(Part of a data file)
>> begin
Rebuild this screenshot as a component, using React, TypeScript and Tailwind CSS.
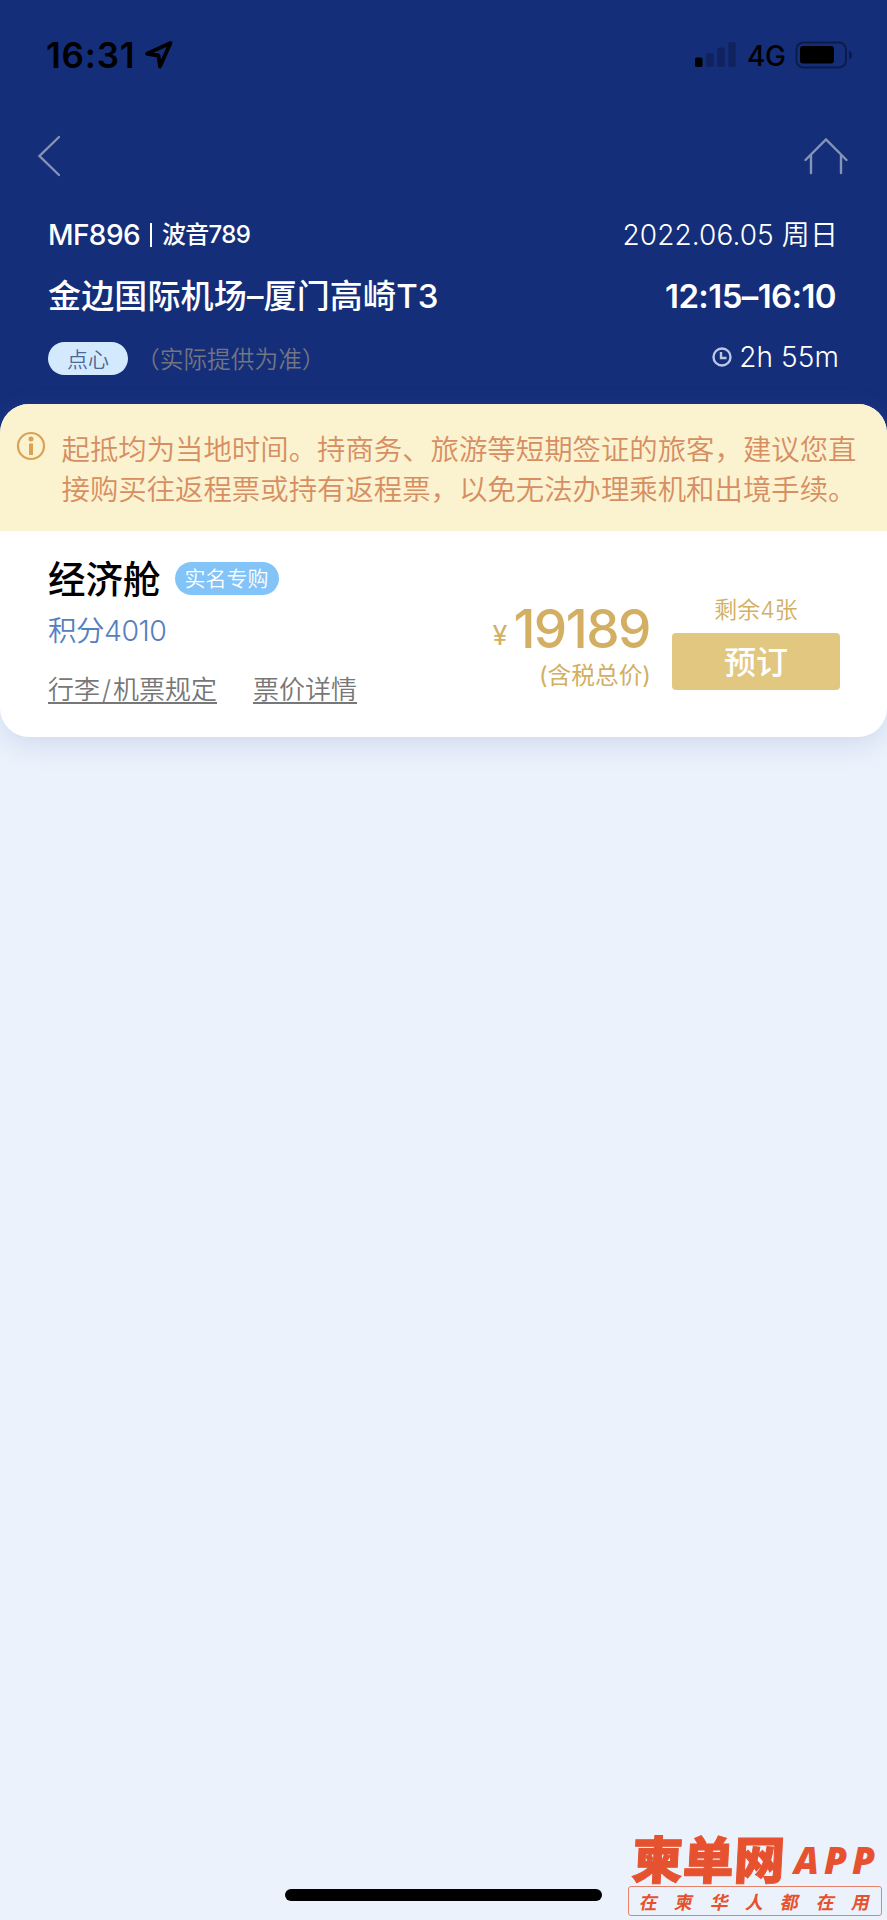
import type { ReactNode } from 'react'

const notice = [
  '起抵均为当地时间。持商务、旅游等短期签证的旅客，建议您直',
  '接购买往返程票或持有返程票，以免无法办理乘机和出境手续。',
]

function StatusBar() {
  return (
    <div className="flex h-[110px] items-center justify-between pl-[46px] pr-[34px] text-black">
      <div className="flex items-center gap-[9px]">
        <span className="text-[35px] leading-none font-semibold tracking-[0.8px]">16:31</span>
        <svg width="30" height="30" viewBox="0 0 30 30" fill="none" stroke="currentColor" strokeWidth="3.800" strokeLinejoin="round">
          <path d="M26.500 3 3 13.800 14.500 15.500 16 26.500Z" />
        </svg>
      </div>
      <div className="flex items-center">
        <svg width="42" height="26" viewBox="0 0 42 26" fill="currentColor">
          <rect x="0" y="15.5" width="7.5" height="9.5" rx="1.8" />
          <rect x="11.2" y="11" width="7.5" height="14" rx="1.8" opacity="0.22" />
          <rect x="22.2" y="5.5" width="7.5" height="19.5" rx="1.8" opacity="0.22" />
          <rect x="33.3" y="0" width="7.5" height="25" rx="1.8" opacity="0.22" />
        </svg>
        <span className="ml-[10px] w-[38px] pt-[2px] text-[28px] leading-none font-medium tracking-[-0.5px]">4G</span>
        <svg className="ml-[10px]" width="58" height="28" viewBox="0 0 58 28" fill="currentColor">
          <rect x="1.4" y="1.4" width="49.6" height="25" rx="7" fill="none" stroke="currentColor" strokeWidth="2" opacity="0.4" />
          <rect x="5" y="5" width="34" height="17.5" rx="3" />
          <path d="M54 9.5c4 1.500 4 7.500 0 9Z" opacity="0.4" />
        </svg>
      </div>
    </div>
  )
}

function NavBar() {
  return (
    <div className="flex h-[92px] items-center justify-between pl-[37px] pr-[39px] text-[#8494b6]">
      <svg width="24" height="42" viewBox="0 0 24 42" fill="none" stroke="currentColor" strokeWidth="2.400" strokeLinecap="round">
        <path d="M22 2 2.500 21 22 40" />
      </svg>
      <svg width="44" height="38" viewBox="0 0 44 38" fill="none" stroke="currentColor" strokeWidth="2.400" strokeLinecap="round">
        <path d="M1.500 23 22 2.500 42.500 23M7 18v18M37 18v18" />
      </svg>
    </div>
  )
}

function RuleLink({ children }: { children: ReactNode }) {
  return <a className="h-[32px] border-b-2 border-[#777] leading-[35px]">{children}</a>
}

function FlightHeader() {
  return (
    <div className="flex h-[202px] flex-col pl-[48px] pr-[48px] text-white">
      <div className="flex h-[64px] items-center justify-between pt-[2px]">
        <div className="flex items-center font-medium">
          <span className="text-[28px] tracking-[-0.6px]">MF896</span>
          <span className="ml-[10px] h-[24px] w-[2px] bg-white" />
          <span className="ml-[10px] text-[24px] tracking-[-0.700px]">波音789</span>
        </div>
        <span className="mr-[1px] text-[28px] font-[350] tracking-[0.1px]">2022.06.05 周日</span>
      </div>
      <div className="flex h-[60px] items-center justify-between pt-[2px]">
        <span className="text-[33px] font-medium tracking-[0.15px]">金边国际机场–厦门高崎T3</span>
        <span className="mr-[3px] text-[33px] font-semibold tracking-[-0.600px]">12:15–16:10</span>
      </div>
      <div className="flex h-[66px] items-center justify-between">
        <div className="flex items-center font-[350]">
          <span className="flex h-[33px] w-[80px] items-center justify-center rounded-full bg-[#d3eafe] pt-[2px] text-[21px] text-[#4b6793]">点心</span>
          <span className="ml-[8px] pt-[2px] text-[23.700px] text-[#737580]">（实际提供为准）</span>
        </div>
        <div className="-mt-[5px] flex items-center">
          <svg width="20" height="20" viewBox="0 0 20 20" fill="none" stroke="#bcc7e6" strokeWidth="2.400">
            <circle cx="10" cy="10" r="8.500" />
            <path d="M9 5v6h5.500" />
          </svg>
          <span className="ml-[7px] text-[28px] font-[350] tracking-[0.1px]">2h 55m</span>
        </div>
      </div>
    </div>
  )
}

function FareCard() {
  return (
    <div className="overflow-hidden rounded-[29px] bg-white shadow-[0_8px_26px_rgba(110,130,185,0.2)]">
      <div className="flex h-[127px] bg-[#fbf2cf] pl-[16px]">
        <svg className="mt-[27px]" width="30" height="30" viewBox="0 0 30 30" fill="none" stroke="#d9a356" strokeWidth="2.200">
          <circle cx="15" cy="15" r="13" />
          <circle cx="15" cy="8" r="2.500" fill="#d9a356" stroke="none" />
          <path d="M15 12.500v11.500" strokeWidth="4" />
        </svg>
        <div className="ml-[15.500px] mt-[26px] text-[28.400px] leading-[39.500px] font-[350] whitespace-nowrap text-[#d68e62]">
          {notice.map((line) => (
            <p key={line}>{line}</p>
          ))}
        </div>
      </div>
      <div className="flex h-[206px] justify-between pl-[48px] pr-[47px]">
        <div className="flex flex-col pt-[22px]">
          <div className="flex h-[50px] items-center">
            <span className="pt-[4px] text-[37.500px] font-medium text-black">经济舱</span>
            <span className="ml-[14px] flex h-[33px] w-[104px] items-center justify-center rounded-full bg-[#83c4f8] pt-[2px] text-[21px] font-[350] text-white">
              实名专购
            </span>
          </div>
          <span className="mt-[10px] text-[28.500px] leading-[36px] font-[350] tracking-[-0.500px] text-[#5480be]">积分4010</span>
          <div className="mt-[23px] flex gap-[36px] text-[26px] font-[350] text-[#777]">
            <RuleLink>
              行李<span className="px-[2px]">/</span>机票规定
            </RuleLink>
            <RuleLink>票价详情</RuleLink>
          </div>
        </div>
        <div className="flex text-[#d2af62]">
          <div className="flex flex-col items-end pt-[66px]">
            <div className="mr-[1px] flex h-[64px] items-center">
              <span className="pt-[12px] text-[27px] leading-none">¥</span>
              <span className="ml-[6px] text-[53px] leading-none font-medium tracking-[-1.500px]">19189</span>
            </div>
            <span className="text-[23.700px] leading-[30px]">(含税总价)</span>
          </div>
          <div className="ml-[21px] flex w-[168px] flex-col items-center pt-[64px]">
            <span className="h-[38px] text-[23px] leading-[31px] font-[350]">剩余4张</span>
            <button className="h-[57px] w-full rounded-[4px] bg-[#e1c77f] pt-[2px] text-[32px] leading-none font-medium text-white">预订</button>
          </div>
        </div>
      </div>
    </div>
  )
}

function Watermark() {
  return (
    <div className="absolute right-[5px] bottom-[4px] w-[254px] text-[#e6522f]">
      <div className="flex h-[52px] items-center pl-[4px]">
        <span className="-skew-x-3 text-[51px] leading-none font-black [-webkit-text-stroke:1px_#e6522f]">柬单网</span>
        <span className="ml-[9px] pb-[1px] text-[37px] leading-none font-extrabold tracking-[5px] italic font-['Open_Sans',sans-serif]">APP</span>
      </div>
      <div className="flex h-[30px] items-center justify-between rounded-[3px] border border-[#e6826a] px-[11px] pt-[3px] text-[18px] font-bold">
        {[...'在柬华人都在用'].map((char, i) => (
          <span key={i} className="-skew-x-12 leading-none">{char}</span>
        ))}
      </div>
    </div>
  )
}

export default function App() {
  return (
    <div className="relative h-[1920px] w-[887px] overflow-hidden bg-[#ebf2fc] font-['Inter','Noto_Sans_CJK_SC',sans-serif]">
      <div className="h-[460px] bg-[#152e7a]">
        <StatusBar />
        <NavBar />
        <FlightHeader />
        <FareCard />
      </div>
      <div className="absolute bottom-[19px] left-[285px] h-[12px] w-[317px] rounded-full bg-black" />
      <Watermark />
    </div>
  )
}
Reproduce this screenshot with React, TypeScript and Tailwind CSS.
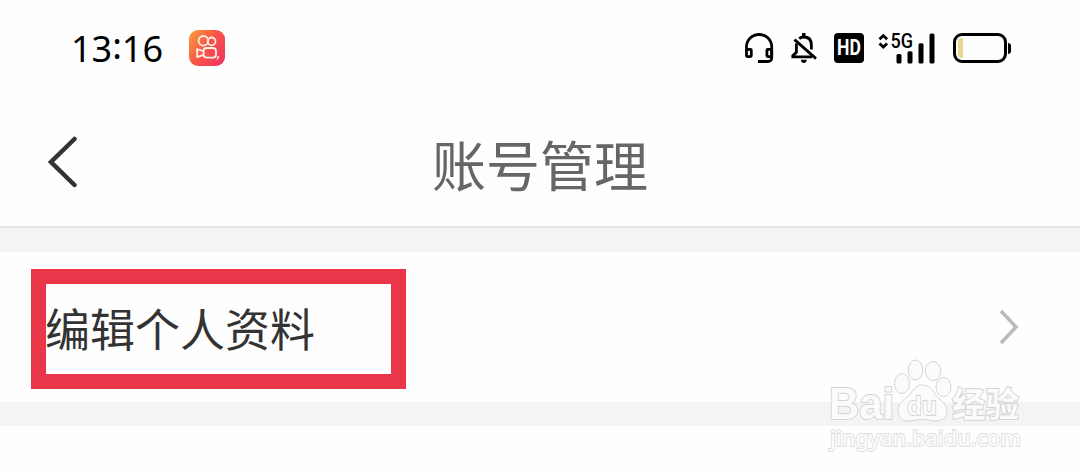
function AppBadge() {
  return (
    <svg className="h-9 w-9" viewBox="0 0 36 36" fill="none">
      <defs>
        <linearGradient id="badge" x1="0" y1="0.1" x2="1" y2="0.8">
          <stop offset="0" stopColor="#f99a3c" />
          <stop offset="0.5" stopColor="#fa5548" />
          <stop offset="1" stopColor="#f0365c" />
        </linearGradient>
      </defs>
      <rect width="36" height="36" rx="9" fill="url(#badge)" />
      <g stroke="#fff0e6" strokeWidth="1.8">
        <circle cx="14.4" cy="10.8" r="4.8" />
        <circle cx="22.6" cy="11.4" r="3.9" />
        <rect x="14.6" y="18" width="12.4" height="9.6" rx="3" />
        <path d="M14 21l-5.800-2v8.200l5.800-2" strokeLinejoin="round" />
      </g>
      <path d="M27.800 26.800h1.800l-1.400 3" stroke="#ffe3dc" strokeWidth="1.2" />
    </svg>
  );
}

function Headset() {
  return (
    <svg className="h-[30px] w-[29px]" viewBox="0 0 29 30" fill="none" stroke="#000" strokeWidth="2.8">
      <path d="M1.500 18v-4.200a12.600 12.300 0 0 1 25.200 0V24.500q0 4-4 4H13" />
      <rect x="1.500" y="16.400" width="4.800" height="7.200" rx="1" />
      <rect x="21.900" y="16.400" width="4.800" height="7.200" rx="1" />
    </svg>
  );
}

function BellOff() {
  return (
    <svg className="h-[30px] w-[26px]" viewBox="0 0 26 30" fill="none" stroke="#000" strokeWidth="2.8">
      <path d="M8.200 5.600q2-1.600 4.600-1.600 7.600 0 7.600 8v4.600" />
      <path d="M5.400 10.500v8.800L1.800 22.600v1.200H21" />
      <path d="M3.500 6.600L25 25.600" />
      <path d="M12.800 0v4" strokeWidth="3.4" />
      <path d="M9.800 26.800h6q-.5 3.200-3 3.200t-3-3.200z" fill="#000" stroke="none" />
    </svg>
  );
}

function Signal() {
  return (
    <svg className="h-[31px] w-[58px] overflow-visible" viewBox="0 0 58 31" fill="none">
      <path d="M1.500 6.200l3.800-3.600 3.800 3.600M1.500 10.400l3.800 3.600 3.800-3.600" stroke="#000" strokeWidth="2.8" />
      <text
        x="12.5"
        y="15"
        textLength="22.5"
        lengthAdjust="spacingAndGlyphs"
        className="font-['Roboto'] text-[20px] font-medium"
        fill="#000"
      >
        5G
      </text>
      <rect x="18.500" y="21" width="5" height="9.500" rx="1.500" fill="#000" />
      <rect x="29.500" y="18.300" width="5" height="12.200" rx="1.500" fill="#000" />
      <rect x="40.500" y="10.300" width="5" height="20.200" rx="1.500" fill="#000" />
      <rect x="51.500" y="0.500" width="5" height="30" rx="1.500" fill="#000" />
    </svg>
  );
}

function Battery() {
  return (
    <div className="flex items-center">
      <div className="h-[30px] w-[54px] rounded-[9px] border-3 border-black p-[2px]">
        <div className="h-full w-[5px] rounded-l-[4px] rounded-r-[1px] bg-[#ecd68c]" />
      </div>
      <div className="ml-px h-[11px] w-[3px] rounded-r-sm bg-black" />
    </div>
  );
}

function Watermark() {
  return (
    <svg
      className="absolute left-[820px] top-[350px] h-[110px] w-[210px]"
      viewBox="0 0 210 110"
      fill="#fbfbfb"
      stroke="#d4d4d4"
      strokeWidth="1"
    >
      <text
        x="9"
        y="69"
        textLength="65"
        lengthAdjust="spacingAndGlyphs"
        strokeWidth="2"
        strokeLinejoin="round"
        paintOrder="stroke"
        className="font-['Liberation_Sans'] text-[45px] font-bold"
      >
        Bai
      </text>
      <ellipse cx="82" cy="33.500" rx="7.500" ry="10" />
      <ellipse cx="95.500" cy="20" rx="7.200" ry="10" />
      <ellipse cx="113" cy="21" rx="7.800" ry="9.500" />
      <ellipse cx="123.500" cy="37" rx="7.500" ry="9.500" />
      <path d="M102 35c7 0 10 4 13 9s12 9 12 17c0 7-5 10-11 10-5 0-8-1.500-14-1.500s-9 1.500-14 1.500c-6 0-10-4-10-11 0-8 8-11 12-16s6-9 12-9z" />
      <text
        x="87"
        y="64.500"
        textLength="30"
        lengthAdjust="spacingAndGlyphs"
        strokeWidth="1.8"
        paintOrder="stroke"
        className="font-['Noto_Sans'] text-[26px] font-semibold"
      >
        du
      </text>
      <text
        x="132"
        y="67"
        textLength="67"
        lengthAdjust="spacingAndGlyphs"
        strokeWidth="2"
        paintOrder="stroke"
        className="font-['Noto_Sans_CJK_SC'] text-[34px] font-bold"
      >
        经验
      </text>
      <text
        x="10"
        y="95.500"
        textLength="191"
        lengthAdjust="spacingAndGlyphs"
        stroke="#dedede"
        strokeWidth="1.8"
        paintOrder="stroke"
        className="font-['Noto_Sans'] text-[22px] font-medium"
      >
        jingyan.baidu.com
      </text>
    </svg>
  );
}

export default function App() {
  return (
    <main className="relative h-[475px] w-[1080px] overflow-hidden bg-[#fefefe] font-['Noto_Sans_CJK_SC',sans-serif]">
      <div className="flex h-24 items-center justify-between pl-[71px] pr-[69px]">
        <div className="flex items-center">
          <div className="flex w-[118px] pt-px font-['Noto_Sans'] text-[36px] leading-none text-black">
            13<span className="-mt-[3px]">:</span>16
          </div>
          <AppBadge />
        </div>
        <div className="flex items-center">
          <Headset />
          <div className="ml-[17px]">
            <BellOff />
          </div>
          <div className="ml-[17px] flex h-[30px] w-[30px] items-center justify-center rounded-[4px] bg-black font-['Roboto'] text-[22px] leading-none font-bold text-white">
            <span className="scale-x-80">HD</span>
          </div>
          <div className="ml-[14px]">
            <Signal />
          </div>
          <div className="ml-[17px]">
            <Battery />
          </div>
        </div>
      </div>

      <header className="grid h-33 grid-cols-[1fr_auto_1fr] items-center border-b-2 border-[#e2e2e2] pl-12">
        <svg className="mt-0.5 h-[52px] w-[30px]" viewBox="0 0 30 52" fill="none">
          <path d="M26.500 3L3 26l23.500 23" stroke="#333" strokeWidth="4.500" strokeLinecap="round" />
        </svg>
        <h1 className="mr-12 pt-1.5 text-[54px] leading-none text-[#666]">账号管理</h1>
      </header>

      <div className="h-6 bg-[#f4f4f4]" />

      <div className="flex h-[150px] items-center justify-between pl-[31px] pr-[61px]">
        <div className="mt-1 flex h-[120px] w-[375px] items-center border-15 border-[#e93649] pb-1 text-[45px] leading-none text-[#333]">
          <span className="-ml-px">编辑个人资料</span>
        </div>
        <svg className="h-9 w-5" viewBox="0 0 20 36" fill="none">
          <path d="M2 2l15 16L2 34" stroke="#bbb" strokeWidth="3.500" />
        </svg>
      </div>

      <div className="h-6 bg-[#f4f4f4]" />
      <Watermark />
    </main>
  );
}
>> end
## Instruction:
Using the listing, copy every line where the word "TypeScript" shows up.

## The response:
Rebuild this screenshot as a component, using React, TypeScript and Tailwind CSS.
Reproduce this screenshot with React, TypeScript and Tailwind CSS.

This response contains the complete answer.